State v. Santiago
In State v. Santiago, 206 Wis. 2d 3, 556 N.W.2d 687 (1996), the court noted that for purposes of that appeal, there were no disputed facts. Id. at 13.
Therefore, once the Santiago court decided that the question of the sufficiency of the Miranda warnings and whether the rights were knowingly and voluntarily waived was a question of constitutional fact, it reviewed de novo whether the undisputed facts met that standard. Id. at 27.
The principal issue in Santiago was whether the State, in proving the sufficiency of the Miranda warnings and a knowing and intelligent waiver of Miranda rights, "must present evidence of the words spoken by a law enforcement officer advising a suspect of the Miranda rights in a language other than English and the translation of the words." Santiago, 206 Wis. 2d at 10.
In Santiago, a Spanish-speaking police officer gave the suspect the Miranda warnings in Spanish.
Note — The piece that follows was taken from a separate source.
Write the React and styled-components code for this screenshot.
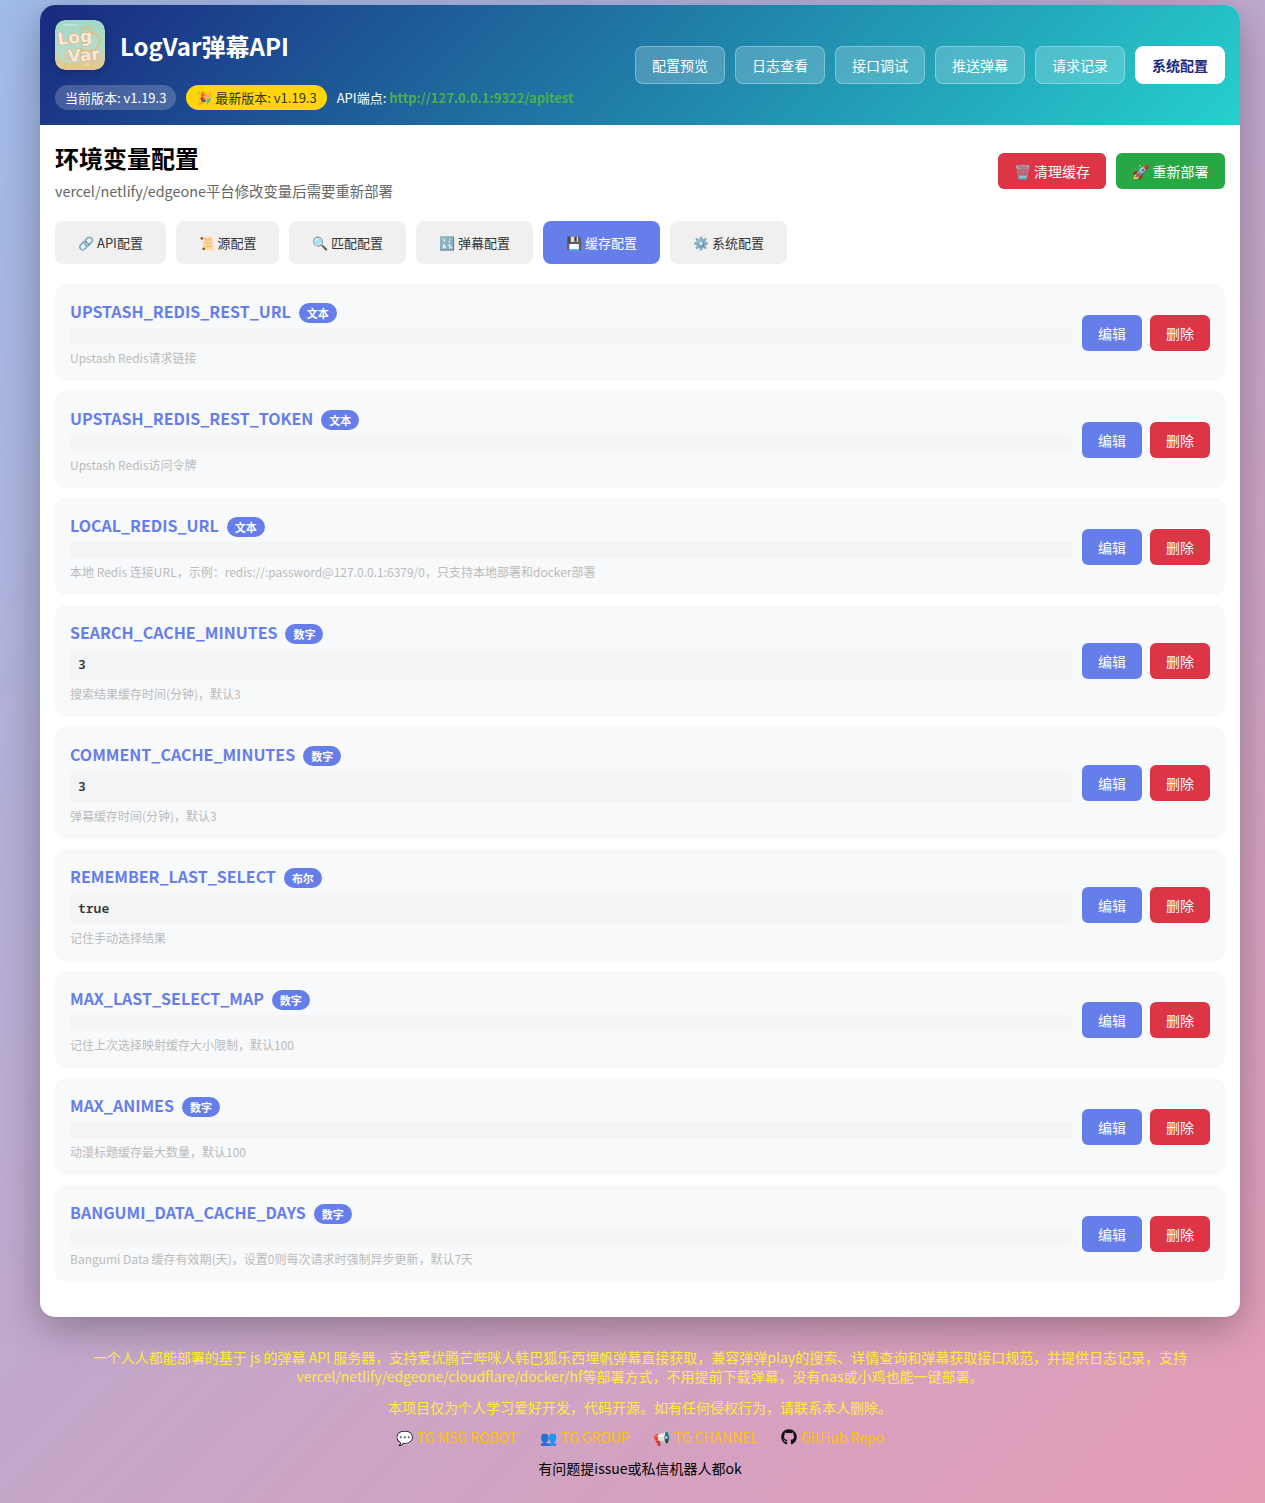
import React from "react";
import styled, { createGlobalStyle } from "styled-components";
import { FaGithub } from "react-icons/fa";

const GlobalStyle = createGlobalStyle`
  * {
    box-sizing: border-box;
  }
  html, body {
    margin: 0;
    padding: 0;
  }
  body {
    min-height: 1503px;
    font-family: "Noto Sans CJK SC", "Noto Sans", sans-serif;
    background: linear-gradient(135deg, #a0bcea 0%, #c2a8cc 50%, #e59cb6 100%);
    color: #000;
  }
`;

const navItems = ["配置预览", "日志查看", "接口调试", "推送弹幕", "请求记录", "系统配置"];

const tabs = [
  { label: "🔗 API配置", width: 111 },
  { label: "📜 源配置", width: 103 },
  { label: "🔍 匹配配置", width: 117 },
  { label: "🔣 弹幕配置", width: 117 },
  { label: "💾 缓存配置", width: 117, active: true },
  { label: "⚙️ 系统配置", width: 117 },
];

const envVars = [
  { name: "UPSTASH_REDIS_REST_URL", type: "文本", desc: "Upstash Redis请求链接" },
  { name: "UPSTASH_REDIS_REST_TOKEN", type: "文本", desc: "Upstash Redis访问令牌" },
  { name: "LOCAL_REDIS_URL", type: "文本", desc: "本地 Redis 连接URL，示例：redis://:password@127.0.0.1:6379/0，只支持本地部署和docker部署" },
  { name: "SEARCH_CACHE_MINUTES", type: "数字", value: "3", desc: "搜索结果缓存时间(分钟)，默认3" },
  { name: "COMMENT_CACHE_MINUTES", type: "数字", value: "3", desc: "弹幕缓存时间(分钟)，默认3" },
  { name: "REMEMBER_LAST_SELECT", type: "布尔", value: "true", desc: "记住手动选择结果" },
  { name: "MAX_LAST_SELECT_MAP", type: "数字", desc: "记住上次选择映射缓存大小限制，默认100" },
  { name: "MAX_ANIMES", type: "数字", desc: "动漫标题缓存最大数量，默认100" },
  { name: "BANGUMI_DATA_CACHE_DAYS", type: "数字", desc: "Bangumi Data 缓存有效期(天)，设置0则每次请求时强制异步更新，默认7天" },
];

function Logo() {
  return (
    <LogoSvg viewBox="0 0 50 50">
      <defs>
        <linearGradient id="logoBg" x1="0" y1="0" x2="0" y2="1">
          <stop offset="0" stopColor="#a0d8c8" />
          <stop offset="0.55" stopColor="#b4dcc8" />
          <stop offset="0.85" stopColor="#dccb9c" />
          <stop offset="1" stopColor="#e6c48c" />
        </linearGradient>
      </defs>
      <rect width="50" height="50" rx="10" fill="url(#logoBg)" />
      <path d="M30 15c10-6 18 2 13 11-3 6-12 6-18 3" fill="none" stroke="#e6bd74" strokeWidth="1.6" />
      <path d="M14 25c-9 3-10 13-3 16 5 2 12 0 17-2" fill="none" stroke="#a8e4e0" strokeWidth="1.6" />
      <circle cx="28" cy="9" r="1.7" fill="#e6bd74" />
      <circle cx="32" cy="7" r="1.7" fill="#e6bd74" />
      <circle cx="36" cy="9" r="1.7" fill="#e6bd74" />
      <path d="M8 5h14M30 45h4M38 40h3" stroke="#d6f0e8" strokeWidth="1" />
      <LogoWord x="3" y="25" transform="rotate(-6 3 25)">Log</LogoWord>
      <LogoWord x="13" y="42" transform="rotate(-4 13 42)">Var</LogoWord>
    </LogoSvg>
  );
}

function EnvRow({ item }) {
  return (
    <Row>
      <RowMain>
        <NameLine>
          <VarName>{item.name}</VarName>
          <TypeBadge>{item.type}</TypeBadge>
        </NameLine>
        <ValueBox>{item.value}</ValueBox>
        <Desc>{item.desc}</Desc>
      </RowMain>
      <RowActions>
        <SmallButton $bg="#667eea">编辑</SmallButton>
        <SmallButton $bg="#dc3545">删除</SmallButton>
      </RowActions>
    </Row>
  );
}

export default function App() {
  return (
    <>
      <GlobalStyle />
      <Page>
        <Container>
          <Header>
            <HeaderLeft>
              <Brand>
                <Logo />
                <BrandTitle>LogVar弹幕API</BrandTitle>
              </Brand>
              <VersionLine>
                <VersionPill>当前版本: v1.19.3</VersionPill>
                <VersionPill $latest>🎉 最新版本: v1.19.3</VersionPill>
                <Endpoint>
                  API端点: <EndpointUrl>http://127.0.0.1:9322/apitest</EndpointUrl>
                </Endpoint>
              </VersionLine>
            </HeaderLeft>
            <Nav>
              {navItems.map((item, i) => (
                <NavButton key={item} $active={i === navItems.length - 1}>
                  {item}
                </NavButton>
              ))}
            </Nav>
          </Header>

          <Content>
            <TitleBar>
              <div>
                <PageTitle>环境变量配置</PageTitle>
                <PageSub>vercel/netlify/edgeone平台修改变量后需要重新部署</PageSub>
              </div>
              <TitleActions>
                <ActionButton $bg="#dc3545" $width={108}>🗑️ 清理缓存</ActionButton>
                <ActionButton $bg="#28a745" $width={109}>🚀 重新部署</ActionButton>
              </TitleActions>
            </TitleBar>

            <Tabs>
              {tabs.map((tab) => (
                <Tab key={tab.label} $active={tab.active} $width={tab.width}>
                  {tab.label}
                </Tab>
              ))}
            </Tabs>

            <RowList>
              {envVars.map((item) => (
                <EnvRow key={item.name} item={item} />
              ))}
            </RowList>
          </Content>
        </Container>

        <Footer>
          <FooterText>
            一个人人都能部署的基于 js 的弹幕 API 服务器，支持爱优腾芒哔咪人韩巴狐乐西埋帆弹幕直接获取，兼容弹弹play的搜索、详情查询和弹幕获取接口规范，并提供日志记录，支持vercel/netlify/edgeone/cloudflare/docker/hf等部署方式，不用提前下载弹幕，没有nas或小鸡也能一键部署。
          </FooterText>
          <FooterNote>本项目仅为个人学习爱好开发，代码开源。如有任何侵权行为，请联系本人删除。</FooterNote>
          <FooterLinks>
            <FooterLink>💬 <a>TG MSG ROBOT</a></FooterLink>
            <FooterLink>👥 <a>TG GROUP</a></FooterLink>
            <FooterLink>📢 <a>TG CHANNEL</a></FooterLink>
            <FooterLink><FaGithub size={16} color="#111" /> <a>GitHub Repo</a></FooterLink>
          </FooterLinks>
          <FooterHint>有问题提issue或私信机器人都ok</FooterHint>
        </Footer>
      </Page>
    </>
  );
}

const Page = styled.div`
  padding: 5px 25px 0 40px;
`;

const Container = styled.div`
  width: 1200px;
  background: #fff;
  border-radius: 15px;
  overflow: hidden;
  box-shadow: 0 10px 40px rgba(0, 0, 0, 0.3);
`;

const Header = styled.header`
  height: 120px;
  padding: 15px;
  display: flex;
  justify-content: space-between;
  align-items: center;
  background: linear-gradient(135deg, #1a2980 0%, #26d0ce 100%);
  color: #fff;
`;

const HeaderLeft = styled.div`
  display: flex;
  flex-direction: column;
  gap: 15px;
`;

const Brand = styled.div`
  display: flex;
  align-items: center;
  gap: 15px;
`;

const LogoSvg = styled.svg`
  width: 50px;
  height: 50px;
  border-radius: 10px;
  box-shadow: 0 2px 8px rgba(0, 0, 0, 0.2);
`;

const LogoWord = styled.text`
  font-family: "DejaVu Sans", sans-serif;
  font-size: 17px;
  font-weight: 700;
  fill: #fbe8d2;
  stroke: #d2ac8c;
  stroke-width: 1.2px;
  paint-order: stroke;
`;

const BrandTitle = styled.h1`
  margin: 0;
  font-size: 24px;
  font-weight: 600;
  line-height: 35px;
`;

const VersionLine = styled.div`
  display: flex;
  align-items: center;
  gap: 10px;
  height: 25px;
`;

const VersionPill = styled.span`
  height: 25px;
  padding: 0 10px;
  border-radius: 12.5px;
  font-size: 13px;
  line-height: 25px;
  white-space: nowrap;
  background: ${(p) => (p.$latest ? "#ffd60a" : "rgba(255, 255, 255, 0.2)")};
  color: ${(p) => (p.$latest ? "#333" : "#fff")};
`;

const Endpoint = styled.span`
  font-size: 13px;
  white-space: nowrap;
`;

const EndpointUrl = styled.span`
  color: #4caf50;
  font-weight: 700;
`;

const Nav = styled.nav`
  display: flex;
  gap: 10px;
`;

const NavButton = styled.button`
  width: 90px;
  height: 38px;
  padding: 0;
  font-family: inherit;
  font-size: 14px;
  border-radius: 8px;
  border: 1px solid ${(p) => (p.$active ? "#fff" : "rgba(255, 255, 255, 0.3)")};
  background: ${(p) => (p.$active ? "#fff" : "rgba(255, 255, 255, 0.2)")};
  color: ${(p) => (p.$active ? "#1a2980" : "#fff")};
  font-weight: ${(p) => (p.$active ? 700 : 400)};
`;

const Content = styled.main`
  padding: 15px 15px 35px;
`;

const TitleBar = styled.div`
  display: flex;
  justify-content: space-between;
  align-items: center;
  margin-bottom: 19px;
`;

const PageTitle = styled.h2`
  margin: 0;
  font-size: 24px;
  font-weight: 700;
  line-height: 36px;
`;

const PageSub = styled.p`
  margin: 3px 0 0;
  padding-top: 1px;
  font-size: 14.4px;
  line-height: 22px;
  color: #666;
`;

const TitleActions = styled.div`
  display: flex;
  gap: 10px;
`;

const ActionButton = styled.button`
  width: ${(p) => p.$width}px;
  height: 36px;
  padding: 0;
  font-family: inherit;
  font-size: 14px;
  color: #fff;
  border: 0;
  border-radius: 6px;
  background: ${(p) => p.$bg};
`;

const Tabs = styled.div`
  display: flex;
  gap: 10px;
  margin-bottom: 20px;
`;

const Tab = styled.button`
  width: ${(p) => p.$width}px;
  height: 43px;
  padding: 0;
  font-family: inherit;
  font-size: 13px;
  border: 0;
  border-radius: 8px;
  background: ${(p) => (p.$active ? "#667eea" : "#f0f0f0")};
  color: ${(p) => (p.$active ? "#fff" : "#333")};
`;

const RowList = styled.div`
  display: flex;
  flex-direction: column;
  gap: 10px;
`;

const Row = styled.div`
  display: flex;
  align-items: center;
  gap: 10px;
  padding: 15px;
  border-radius: 10px;
  background: #f8f9fa;
`;

const RowMain = styled.div`
  flex: 1;
  min-width: 0;
`;

const NameLine = styled.div`
  display: flex;
  align-items: center;
  gap: 8px;
  height: 24px;
  margin-bottom: 5px;
`;

const VarName = styled.span`
  font-size: 16px;
  font-weight: 600;
  color: #667eea;
`;

const TypeBadge = styled.span`
  width: 38px;
  height: 20px;
  margin-top: 4px;
  border-radius: 10px;
  background: #667eea;
  color: #fff;
  font-size: 11px;
  font-weight: 700;
  line-height: 20px;
  text-align: center;
`;

const ValueBox = styled.div`
  min-height: 16px;
  padding: 8px;
  border-radius: 4px;
  background: #f3f4f6;
  color: #333;
  font-family: "Noto Sans Mono", "DejaVu Sans Mono", monospace;
  font-size: 13px;
  font-weight: 600;
  line-height: 15px;

  &:empty {
    padding: 0 8px;
  }
`;

const Desc = styled.div`
  margin-top: 5px;
  font-size: 12px;
  line-height: 17px;
  color: #bbb;
`;

const RowActions = styled.div`
  display: flex;
  gap: 8px;
`;

const SmallButton = styled.button`
  width: 60px;
  height: 36px;
  padding: 0;
  font-family: inherit;
  font-size: 14px;
  color: #fff;
  border: 0;
  border-radius: 6px;
  background: ${(p) => p.$bg};
`;

const Footer = styled.footer`
  width: 1200px;
  padding: 31px 50px 0;
  text-align: center;
  font-size: 14px;
`;

const FooterText = styled.p`
  margin: 0;
  line-height: 19px;
  color: #ffeb3b;
`;

const FooterNote = styled.p`
  margin: 12px 0 0;
  line-height: 19px;
  color: #ffeb3b;
`;

const FooterLinks = styled.div`
  display: flex;
  justify-content: center;
  gap: 23px;
  margin-top: 10px;
  line-height: 20px;
`;

const FooterLink = styled.span`
  display: inline-flex;
  align-items: center;
  gap: 4px;

  a {
    color: #ffc107;
  }
`;

const FooterHint = styled.p`
  margin: 11px 0 0;
  line-height: 20px;
  color: #000;
`;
At the suppression hearing the State did not present the words the officer used in Spanish and their translation into English, but only conclusory statements of the officer on what he told the suspect.
The court decided this was insufficient to meet the State's burden of proof. The court held that, when the accused puts the State on timely notice that he or she is challenging the sufficiency of the Miranda warnings given in a foreign language or the validity of the waiver because of the foreign language warnings, the burden is on the State to produce evidence, in addition to the officer's conclusory statements, that the foreign language words reasonably conveyed the Miranda rights and that the waiver was knowingly and intelligently made. See Santiago, 206 Wis. 2d at 25-26.